I am computing a series of Dataset aggregations using scala's /: operator. The code for the aggregations is listed below:
def execute1(
xy: DATASET,
f: Double => Double): Double = {
println("PRINTING: The data points being evaluated: " + xy)
println("PRINTING: Running execute1")
var z = xy.filter{ case(x, y) => abs(y) > EPS}
var ret = - z./:(0.0) { case(s, (x, y)) => {
var px = f(x)
s + px*log(px/y)}
}
ret
}
My issue occurs when I try running the block for a list of separate functions which are passed in as the f parameter.

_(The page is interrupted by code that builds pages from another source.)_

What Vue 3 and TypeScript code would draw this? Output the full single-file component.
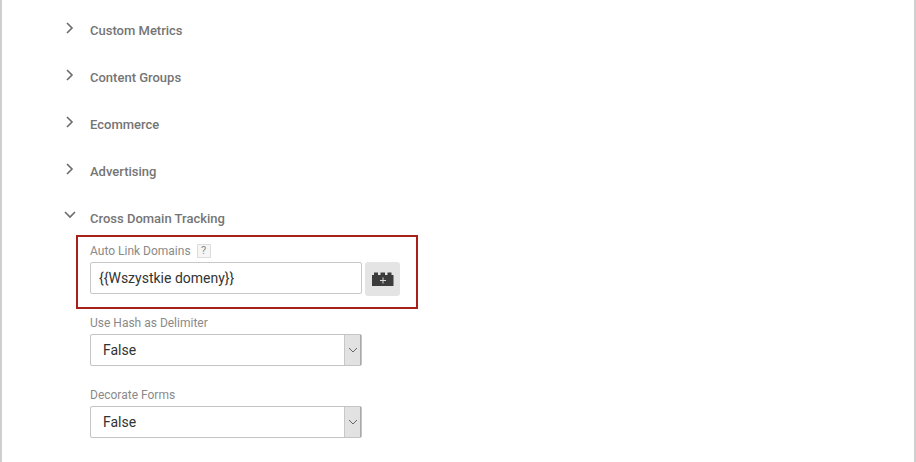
<script setup lang="ts">
const collapsed: string[] = ['Custom Metrics', 'Content Groups', 'Ecommerce', 'Advertising']
const selects: string[] = ['Use Hash as Delimiter', 'Decorate Forms']
const domainValue: string = String.fromCharCode(123, 123) + 'Wszystkie domeny' + String.fromCharCode(125, 125)
</script>

<template>
  <div class="page">
    <div class="sections">
      <div v-for="name in collapsed" :key="name" class="head">
        <svg class="chev" width="10" height="12" viewBox="0 0 10 12"><path d="M2 1l5 5-5 5" fill="none" stroke="#6b6b6b" stroke-width="1.6" /></svg>
        <span>{{ name }}</span>
      </div>
      <div class="head">
        <svg class="chev chev-open" width="12" height="10" viewBox="0 0 12 10"><path d="M1 2l5 5 5-5" fill="none" stroke="#6b6b6b" stroke-width="1.6" /></svg>
        <span>Cross Domain Tracking</span>
      </div>
    </div>
    <div class="highlight">
      <div class="label-row">
        <span class="label">Auto Link Domains</span>
        <span class="help">?</span>
      </div>
      <div class="input-row">
        <div class="input">{{ domainValue }}</div>
        <div class="var-btn">
          <svg width="22" height="14" viewBox="0 0 22 14">
            <path d="M0 3h2V0.500h4V3h2.500V0.500h4.500V3h2.500V0.500h4V3h2v11H0z" fill="#3c3c3c" />
            <path d="M11 5.500v6M8 8.500h6" stroke="#d8d8d8" stroke-width="1" fill="none" />
          </svg>
        </div>
      </div>
    </div>
    <div v-for="s in selects" :key="s" class="field">
      <div class="label">{{ s }}</div>
      <div class="select">
        <span class="value">False</span>
        <span class="arrow">
          <svg width="10" height="6" viewBox="0 0 10 6"><path d="M1 1l4 4 4-4" fill="none" stroke="#666" stroke-width="1" /></svg>
        </span>
      </div>
    </div>
  </div>
</template>

<style>
html, body { margin: 0; background: #fff; }
</style>

<style scoped>
.page {
  box-sizing: border-box;
  width: 916px;
  height: 462px;
  overflow: hidden;
  background: #fff;
  border-left: 2px solid #cfcfcf;
  border-right: 2px solid #cfcfcf;
  padding-left: 88px;
  font-family: Roboto, "Liberation Sans", sans-serif;
}
.sections { display: flex; flex-direction: column; padding-top: 22px; gap: 30px; }
.head {
  position: relative;
  height: 17px;
  line-height: 17px;
  font-size: 13px;
  font-weight: 500;
  color: #757575;
}
.chev { position: absolute; left: -25px; top: 0; }
.chev-open { left: -26px; top: 0; }
.highlight {
  box-sizing: border-box;
  width: 342px;
  height: 74px;
  margin: 8px 0 0 -14px;
  padding: 6px 0 0 12px;
  border: 2px solid #a8201a;
}
.label-row { display: flex; align-items: center; gap: 6px; height: 15px; }
.label { display: block; height: 15px; font-size: 12px; line-height: 17px; color: #8a8a8a; }
.help {
  box-sizing: border-box;
  width: 14px;
  height: 14px;
  border: 1px solid #ddd;
  background: #f6f6f6;
  color: #888;
  font-size: 11px;
  line-height: 12px;
  text-align: center;
}
.input-row { display: flex; align-items: flex-start; gap: 3px; margin-top: 4px; }
.input {
  box-sizing: border-box;
  width: 272px;
  height: 32px;
  border: 1px solid #c8c8c8;
  border-radius: 2px;
  padding-left: 8px;
  font-size: 14px;
  line-height: 30px;
  color: #333;
}
.var-btn {
  width: 35px;
  height: 34px;
  border-radius: 3px;
  background: #e4e4e4;
  display: flex;
  align-items: center;
  justify-content: center;
}
.field { margin-top: 21px; width: 272px; }
.field .label { margin-bottom: 4px; }
.highlight + .field { margin-top: 6px; }
.select {
  box-sizing: border-box;
  width: 272px;
  height: 32px;
  display: flex;
  justify-content: space-between;
  border: 1px solid #c4c4c4;
  border-radius: 2px;
}
.value { padding-left: 12px; font-size: 14px; line-height: 30px; color: #333; }
.arrow {
  box-sizing: border-box;
  width: 17px;
  background: #e2e2e2;
  border-left: 1px solid #c8c8c8;
  border-right: 1px solid #aaa;
  display: flex;
  align-items: center;
  justify-content: center;
}
</style>
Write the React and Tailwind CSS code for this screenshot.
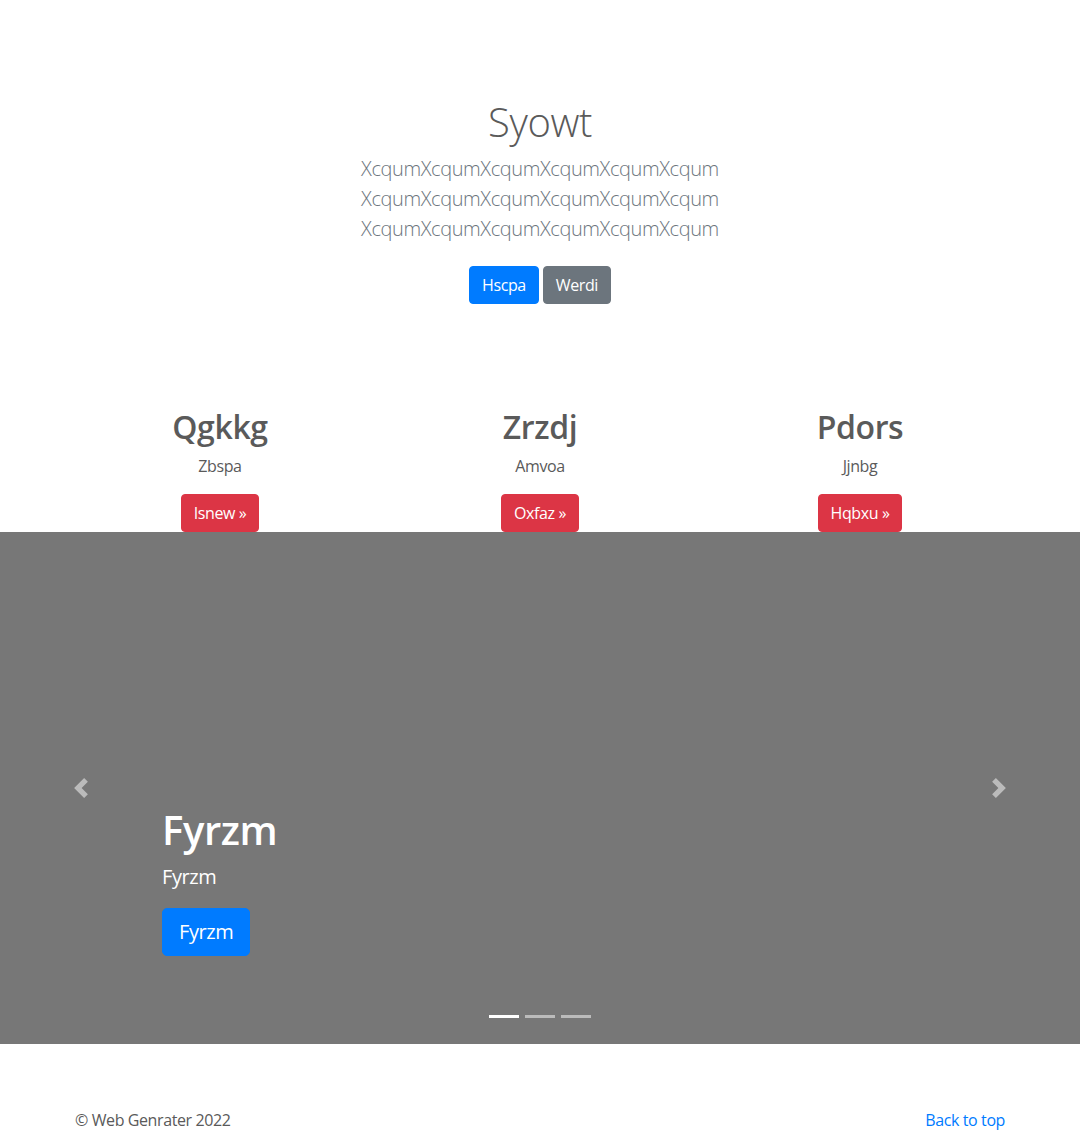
import React from 'react';

const FONT = "font-['Open_Sans','Liberation_Sans',sans-serif]";

function Chevron({ dir }) {
  return (
    <svg viewBox="0 0 8 8" className="w-5 h-5" fill="#fff" opacity="0.5">
      {dir === 'prev'
        ? <path d="M5.25 0l-4 4 4 4 1.5-1.5L4.25 4l2.5-2.5L5.25 0z" />
        : <path d="M2.75 0l-1.5 1.5L3.75 4l-2.5 2.5L2.75 8l4-4-4-4z" />}
    </svg>
  );
}

const features = [
  { title: 'Qgkkg', text: 'Zbspa', btn: 'Isnew' },
  { title: 'Zrzdj', text: 'Amvoa', btn: 'Oxfaz' },
  { title: 'Pdors', text: 'Jjnbg', btn: 'Hqbxu' },
];

export default function App() {
  const chunk = 'XcqumXcqumXcqumXcqumXcqumXcqum';
  return (
    <div className={`${FONT} text-[#5a5a5a] bg-white min-h-[1132px] text-base leading-6 tracking-[-0.025em]`}>
      {/* Jumbotron */}
      <section className="text-center pt-[98px] pb-[56px]">
        <h1 className="text-[40px] leading-[48px] font-light mb-2">Syowt</h1>
        <p className="max-w-[450px] mx-auto text-xl leading-[30px] font-light text-[#6c757d]">
          {chunk} {chunk} {chunk}
        </p>
        <div className="flex justify-center gap-1 mt-[22px]">
          <a className="px-3 py-1.5 rounded bg-[#007bff] text-white border border-[#007bff]">Hscpa</a>
          <a className="px-3 py-1.5 rounded bg-[#6c757d] text-white border border-[#6c757d]">Werdi</a>
        </div>
      </section>

      {/* Marketing columns */}
      <div className="w-[960px] mx-auto grid grid-cols-3 pt-[48px]">
        {features.map((f) => (
          <div key={f.title} className="flex flex-col items-center text-center">
            <h2 className="text-[32px] leading-[38px] font-semibold mb-2">{f.title}</h2>
            <p className="mb-4">{f.text}</p>
            <a className="px-3 py-1.5 rounded bg-[#dc3545] text-white border border-[#dc3545]">
              {f.btn} &raquo;
            </a>
          </div>
        ))}
      </div>

      {/* Carousel */}
      <div className="relative h-[512px] bg-[#777] flex">
        <button className="w-[15%] flex items-center justify-center">
          <Chevron dir="prev" />
        </button>
        <div className="flex-1 flex flex-col justify-end pb-[88px] text-white">
          <h1 className="text-[40px] leading-[48px] font-semibold mb-2">Fyrzm</h1>
          <p className="text-xl leading-[30px] mb-4">Fyrzm</p>
          <div>
            <a className="inline-block px-4 py-2 text-xl leading-[30px] rounded-[5px] bg-[#007bff] border border-[#007bff]">
              Fyrzm
            </a>
          </div>
        </div>
        <button className="w-[15%] flex items-center justify-center">
          <Chevron dir="next" />
        </button>
        <div className="absolute left-0 right-0 bottom-[26px] flex justify-center gap-[6px]">
          <span className="w-[30px] h-[3px] bg-white" />
          <span className="w-[30px] h-[3px] bg-white/50" />
          <span className="w-[30px] h-[3px] bg-white/50" />
        </div>
      </div>

      {/* Footer */}
      <footer className="w-[930px] mx-auto pt-[64px] flex justify-between">
        <p>&copy; Web Genrater 2022</p>
        <a className="text-[#007bff]">Back to top</a>
      </footer>
    </div>
  );
}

The list of functions is:
lazy val pdfs = Map[Int, Double => Double](
1 -> betaScaled,
2 -> gammaScaled,
3 -> logNormal,
4 -> uniform,
5 -> chiSquaredScaled
)
The executor function that runs the aggregations through the list is:
def execute2(
xy: DATASET,
fs: Iterable[Double=>Double]): Iterable[Double] = {
fs.map(execute1(xy, _))
}
With the final execution block:
val kl_rdd = master_ds.mapPartitions((it:DATASET) => {
val pdfsList = pdfs_broadcast.value.map(
n => pdfs.get(n).get
)
execute2(it, pdfsList).iterator
The problem is, while the aggregations do occur, they seem to all aggregate in the first slot of the output array, when I would like the aggregation for each function to be displayed separately. I ran tests to confirm that all five functions are actually being run, and that they are being summed in the first slot.
The pre-divergence value: -4.999635700491883
The pre-divergence value: -0.0
The pre-divergence value: -0.0
The pre-divergence value: -0.0
The pre-divergence value: -0.0
This is one of the hardest problems I've ever run into, so any direction would be GREATLY appreciated. Will give credit where its due. Thanks!